Earlier this month we previewed how we were moving our GCS and BigTable infrastructure connectivity to Go-based daemon proxies running locally on each VM. This transition has proved to be an even larger success than we could have imagined. Workflows that previously took 30 minutes and 100+ CPUs now complete in just 30-40 seconds on just a handful of CPUs on the same VM. Error rates from congestion and timeouts have plunged to effectively zero, while entire portions of our codebase devoted to complex error handling that used to be heavily exercised and constantly expanded have seen zero traversals since the transition. We are now evaluating moving all connectivity to GCP services behind such proxies. The use of file-based communication with these proxies (files are written to disk and the proxy is given their paths and instructions) rather than streaming those connections over pipes or localhost has allowed these daemons to avoid traditional bottlenecks and automatically adjust to overall system network pressure.
We are incredibly impressed by the sheer performance and minimal resource requirements of these Go utilities and have been actively rewriting other supporting tools in Go using agentic Gemini to oversee code production, testing and optimization.

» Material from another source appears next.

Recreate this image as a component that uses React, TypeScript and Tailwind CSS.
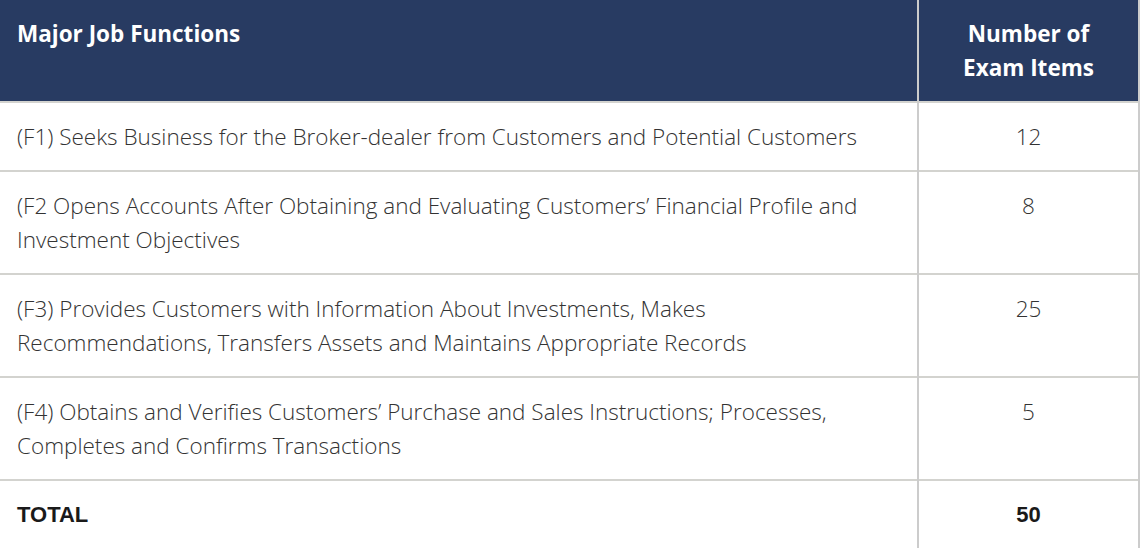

In fact, wherever possible we are now transitioning compute intensive workflows to Go using agentic Gemini and seeing immense cost savings – in some cases 10-50x more workflows able to run on the same VM hardware.
We've also been hard at work upgrading the hardware infrastructure underpinning our VMs. GCP has added a wealth of new CPU families and hardware configurations in recent years, but benchmarking workflows on every possible permutation of hardware was too costly and time-consuming in the past. Gemini's ability to accurately and precisely estimate the hardware requirements of specific workflows and to agentically test those configurations has completely transformed how we approach hardware selection and benchmarking, yielding significant speedups on utilities like industry standard utilities like ffmpeg and ImageMagick using unexpected and often counterintuitive hardware configurations that are optimized for our specific unique workflows and complex interactions.
Finally, we are beginning to explore Gemini-assisted agentic self-healing for our workflows. While in the past we focused on generalized self-healing infrastructures that worked across all of our workflows, our early experiments here have involved using Gemini to construct bespoke agentic self-healing frameworks for individual workflows that are proving exceptionally adept at helping us solve a number of longstanding stability issues in some of our workflows and we look forward to continuing to expand this work.